Perché un veicolo viene rottamato

Un veicolo viene avviato a demolizione quando giunge al termine del suo ciclo di vita utile. Ciò può accadere per vetustà degli stessi o per eventi o incidenti che ne abbiano compromesso le funzioni. In alcuni casi chi decide di rottamare il veicolo lo fa per incompatibilità dello stesso con le disposizioni locali, come quelle sulla qualità dell’aria che impongono limiti alla circolazione a veicoli non conformi alle disposizioni di legge.

Quanta parte di un’auto si può riciclare o recuperare

Un veicolo è potenzialmente recuperabile, nelle sue componenti, per più del 95% del suo peso. Solo il 5%, in teoria, quindi rientrerebbe nella parte non riciclabile o riutilizzabile.

La direttiva 2000/53/CE (“direttiva ELV”) sui veicoli fuori uso mira a far sì che questo recupero da potenziale diventi reale.

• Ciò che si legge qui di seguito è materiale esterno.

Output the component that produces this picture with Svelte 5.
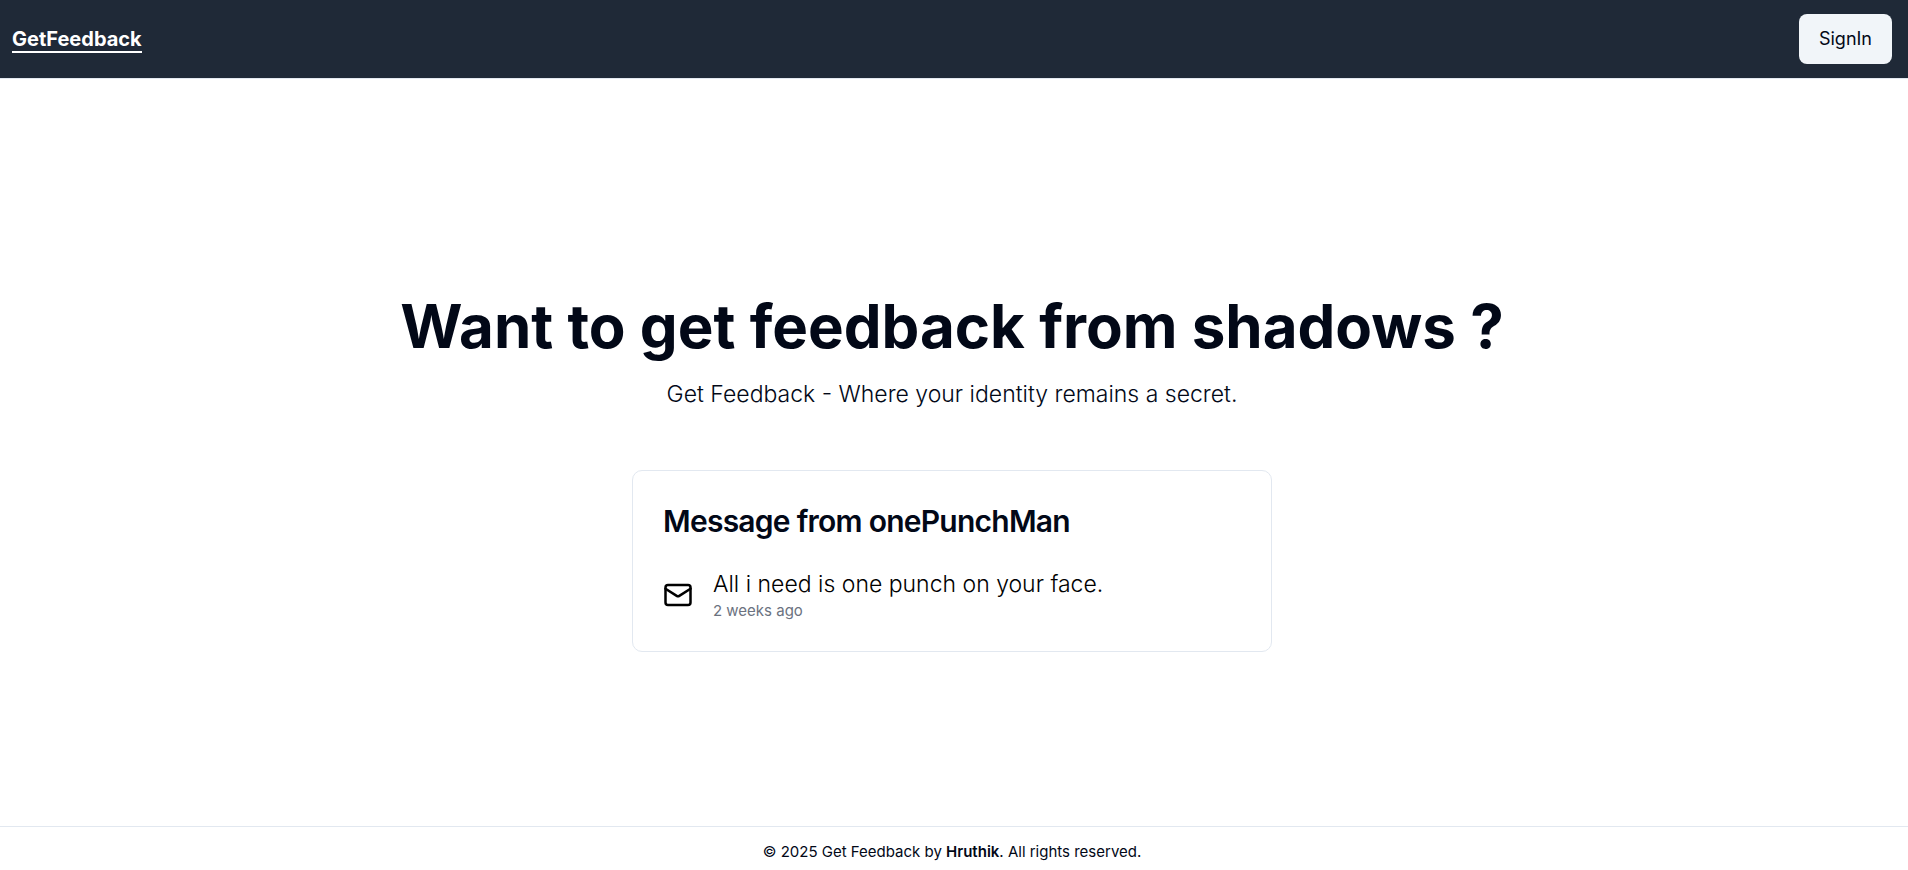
<script>
  const messages = [
    { from: 'onePunchMan', text: 'All i need is one punch on your face.', age: '2 weeks ago' }
  ];
</script>

<div class="page">
  <header>
    <a class="brand" href="#home">GetFeedback</a>
    <button type="button">SignIn</button>
  </header>

  <main>
    <section class="intro">
      <h1>Want to get feedback from shadows ?</h1>
      <p>Get Feedback - Where your identity remains a secret.</p>
    </section>

    {#each messages as message}
      <article class="card">
        <h2>Message from {message.from}</h2>
        <div class="message">
          <svg viewBox="0 0 24 24" aria-hidden="true">
            <rect width="20" height="16" x="2" y="4" rx="2" />
            <path d="m22 7-8.97 5.7a1.94 1.94 0 0 1-2.06 0L2 7" />
          </svg>
          <div>
            <p class="text">{message.text}</p>
            <p class="age">{message.age}</p>
          </div>
        </div>
      </article>
    {/each}
  </main>

  <footer>© 2025 Get Feedback by <strong>Hruthik</strong>. All rights reserved.</footer>
</div>

<style>
  :global(body) {
    margin: 0;
    background: #fff;
    color: #020817;
    font-family: Inter, sans-serif;
  }

  .page {
    min-height: 100vh;
    display: flex;
    flex-direction: column;
  }

  h1, h2, p {
    margin: 0;
  }

  header {
    display: flex;
    align-items: center;
    justify-content: space-between;
    padding: 14px 16px 14px 12px;
    background: #1f2937;
    border-bottom: 1px solid #e2e8f0;
  }

  .brand {
    padding-top: 2px;
    color: #fff;
    font-size: 20px;
    font-weight: 700;
    line-height: 24px;
    text-decoration: none;
    border-bottom: 2px solid #fff;
  }

  button {
    padding: 11px 20px;
    border: 0;
    border-radius: 8px;
    background: #f1f5f9;
    color: #020817;
    font: 400 18px/28px Inter, sans-serif;
    cursor: pointer;
  }

  main {
    flex: 1;
    display: flex;
    flex-direction: column;
    align-items: center;
    justify-content: center;
    gap: 60px;
    padding: 62px 16px 20px 12px;
  }

  .intro {
    text-align: center;
  }

  h1 {
    font-size: 60px;
    font-weight: 700;
    line-height: 60px;
  }

  .intro p {
    margin-top: 22px;
    font-size: 23px;
    font-weight: 300;
    line-height: 32px;
  }

  .card {
    box-sizing: border-box;
    width: 100%;
    max-width: 640px;
    padding: 32px 30px 29px;
    border: 1px solid #e2e8f0;
    border-radius: 10px;
  }

  h2 {
    font-size: 30px;
    font-weight: 600;
    line-height: 36px;
    letter-spacing: -0.025em;
  }

  .message {
    display: flex;
    align-items: center;
    gap: 20px;
    margin-top: 29px;
    color: #000;
  }

  svg {
    flex: none;
    width: 30px;
    height: 30px;
    fill: none;
    stroke: currentColor;
    stroke-width: 2;
    stroke-linecap: round;
    stroke-linejoin: round;
  }

  .text {
    font-size: 23px;
    font-weight: 300;
    line-height: 32px;
  }

  .age {
    color: #6b7280;
    font-size: 15px;
    line-height: 22px;
  }

  footer {
    padding: 15px 16px 8px 12px;
    border-top: 1px solid #e2e8f0;
    font-size: 15px;
    line-height: 20px;
    text-align: center;
  }

  strong {
    font-weight: 600;
  }
</style>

Ciò che il legislatore europeo vuole, è rendere le attività di demolizione e di riciclaggio dei veicoli fuori uso più rispettosi dell’ambiente.

Andando a vedere le disposizioni comunitarie, entro il 1º gennaio 2015 gli Stati membri dovevano aver raggiunto i seguenti obiettivi:

– il 95% di reimpiego e recupero (del peso medio per veicolo e per anno)

– l’85% di reimpiego e riciclaggio (del peso medio per veicolo e per anno).

Cosa si può recuperare in un impianto di autodemolizione

Il veicolo fuori uso, all’interno di un impianto, viene innanzitutto privato dei componenti pericolosi, tramite operazione di messa in sicurezza. Dopodiché vengono estratti tutti i pezzi di ricambio reimpiegabili nel mercato dell’usato. Si provvede poi a selezionare i rifiuti non pericolosi (es. plastiche, pneumatici fuori uso, ecc.) destinati al riciclaggio e al recupero di materia.

Cosa altro prevede l’Europa per favorire il recupero e il riciclo dei veicoli fuori uso

Come chi segue i dettami dell’economia circolare sa, perché un oggetto sia disassemblabile, è necessario che sia pensato in certo modo a monte. Partendo da tali fondamentali considerazioni la normativa europea spinge i produttori a fabbricare nuovi modelli “circolari”, privi di sostanze pericolose (in particolare piombo, mercurio, cadmio e cromo esavalente), favorendo il riutilizzo, la riciclabilità e il recupero dei rifiuti dei veicoli, riducendo così l’impiego di sostanze e materiali la cui unica forma di gestione nel fine vita sarebbe lo smaltimento.

Come migliorare nel recupero dei veicoli da demolire

Dati gli obiettivi europei e le regole per i produttori, un altro importante tassello riguarda il come migliorare l’efficienza nei processi di de-montaggio e riciclaggio. Parliamo qui della fondamentale funzione degli impianti. Quale dimensionamento devono avere? Cosa è necessario per ottimizzare i processi di trasformazioni propri ai principi di economia circolare?

“La ricerca di cui sono coautore insieme all’ingegner Luca Pomili ha avuto l’obiettivo di individuare il dimensionamento ideale di un impianto di autodemolizione. Determinare la corretta ripartizione degli spazi, quali tipologie di trattamento siano realizzabili in loco, la capacità massima sia dei veicoli da gestire in entrata ma anche delle quantità delle materie prime seconde in uscita, è fondamentale per poter realizzare un impianto di demolizione che sia esempio virtuoso di economia circolare” ci ha spiegato Alessio Fabrizi, co-autore della pubblicazione, New Media Senior Account Manager per Pomili Demolizioni Speciali S.R.L.

Un impianto di trattamento di veicoli fuori uso in tal senso – come si sottolinea nella pubblicazione scientifica – deve garantire la totale tracciabilità del veicolo, dall’ingresso fino alle singole parti ricavate successivamente e alle materie prime seconde estratte. Richiede poi l’impiego di operatori con elevate competenze professionali, come quelle meccaniche, logistiche, di magazzino, nonché la certificazione del trattamento in termini di qualità, ambiente e sicurezza.

Auto elettriche e ibride, come cambieranno gli impianti di demolizione

Come evidenziato anche dalla pubblicazione, uno dei prossimi passi sarà l’organizzare gli impianti con linee specifiche e dedicate per il trattamento dei veicoli fuori uso a combustione interna e per i veicoli elettrici e ibridi. Quest’ultimi rappresentano, oggi, i rifiuti di domani e sarà quindi necessario che le linee di trattamento siano strutturate per gestire il rischio elettrico che nasce con le operazioni di messa in sicurezza e smontaggio di questi veicoli e le nuove tipologie di rifiuti prodotti e avviati al recupero e riciclo.